The preference for longer-term mortgage products has overtaken two-year deals for the first time in five years, with 48% of mortgage customers choosing a term of five years or more during Q4 2017, compared to 41% in Q3 2017, according to Paragon’s FACT (Financial Adviser Confidence Tracking) index report.
In Q3 2016, longer-term mortgage products accounted for just 33% of the market. The firm's latest figures illustrate a tremendous growth in popularity of the longer-term product.
During Q4 2017, two-year term mortgage products made up 40% of the tracked market, a decline of 7% compared to Q3 2017. At their peak in Q3 2013 and Q3 2014, two-year term mortgages accounted for 54% of mortgage applications.
A preference for fixed-rate mortgages also hit another all-time high in Q4 2017, representing 91% of all cases monitored by Paragon, an increase of 2% over Q3.
Whilst fixed-rate mortgages are on the rise, tracker mortgage products continue to decline in popularity, dropping to 7% in Q4, a further decrease of 2% over Q3.

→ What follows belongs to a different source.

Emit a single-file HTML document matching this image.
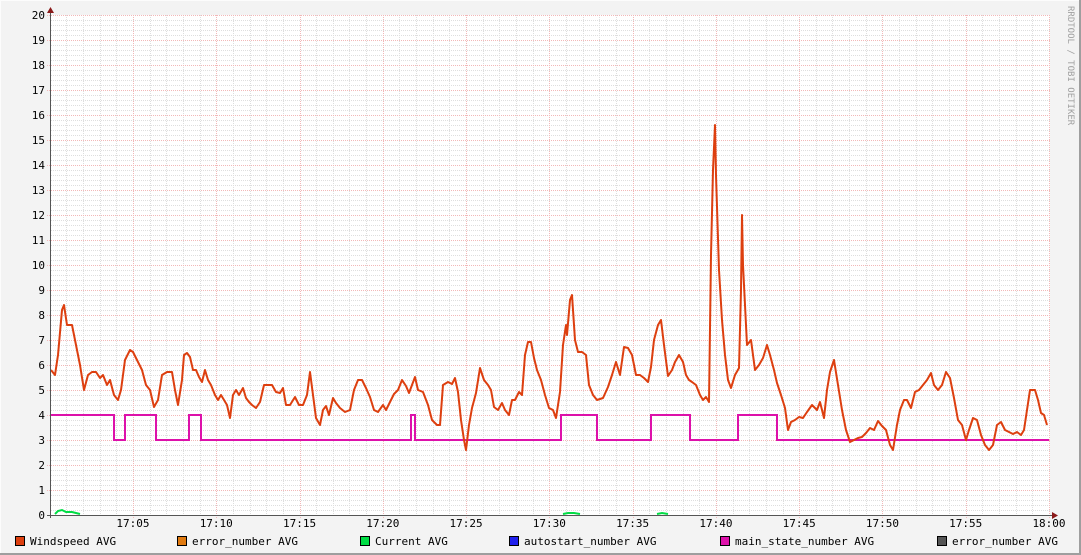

Paragon managing director of mortgages John Heron commented: “The results of our latest intermediary research highlight the overwhelming preference that the market has for fixed rate products and increasingly for longer term fixed rate products. Much of this is driven by the understandable requirement that landlords have for payment stability into the future against an uncertain economic backdrop.”